Que le film soit nul ok, mais c'est avant tout pour le protagoniste mal alpha au short macéré gorgé de sueur que l'on regarde ce programme avec une gourmandise assumé et de façon licencieuse ;
03/08/2022 à 10:45
@Janus Absolument ! Nous n'en sommes tous que de pataudes excrétions, et la potion qui sépare nos entités honteuses est le visionnage de ce type de navet.
03/08/2022 à 10:15
@Flo :
Je soupçonne que Ange Beuque soit à Simon Riaux ce que Mr Hyde est au dr. Jekyll...
03/08/2022 à 09:48
Moi, j'avais trouvé pourtant son interprétation "sthihléé", au Gégé dans la pub vantant une certaine mécanique jardinière ! Mais paraît que c'est un sosie (?!).
Mon monde s'écroule...
03/08/2022 à 09:36
Vu hier, avant même de lire la critique d'Ecran Large... Tout sonne faux dans ce film ! Butler fait ce qu'il sait faire mais ça en devient lassant : quel que soit le personnage qu'il interprète (flic, agent secret, guerrier de l'antiquité, ou ici promoteur immobilier), il reprend le même jeu. Les rebondissements sont rachitiques, on pourrait s'attendre à des twists devenus classiques (les flics dans le coup ou le mari fin manipulateur ou l'épouse fine manipulatrice...), mais même ceux-là n'arrivent pas.

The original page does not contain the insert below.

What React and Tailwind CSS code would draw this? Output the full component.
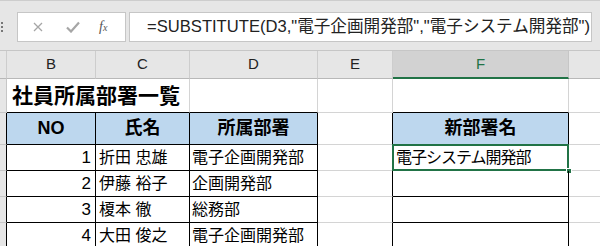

Il y a 25 ans, sortait Breakdown avec Kurt Russel sur la même idée et ça reste encore une excellente série B
03/08/2022 à 09:01
Le remake "La disparue" avec Jeff Bridges et Kieffer Sutherland avait un bon suspense et se diferenciait de l'original "l'homme qui voulait savoir" avec feu Bernard-Pierre Donnadieu sur le twist final Hollywoodien mais pour moi le meilleur c'est l'original avec une fin "à l'européenne" qui permet de mieux apprécier le jeu de Donnadieu en père modèle extérieurement mais détestable et froid intérieurement. Une mise en abime que seul le cinéma européen ose le faire. Et ça les américains ne peuvent pas rivaliser.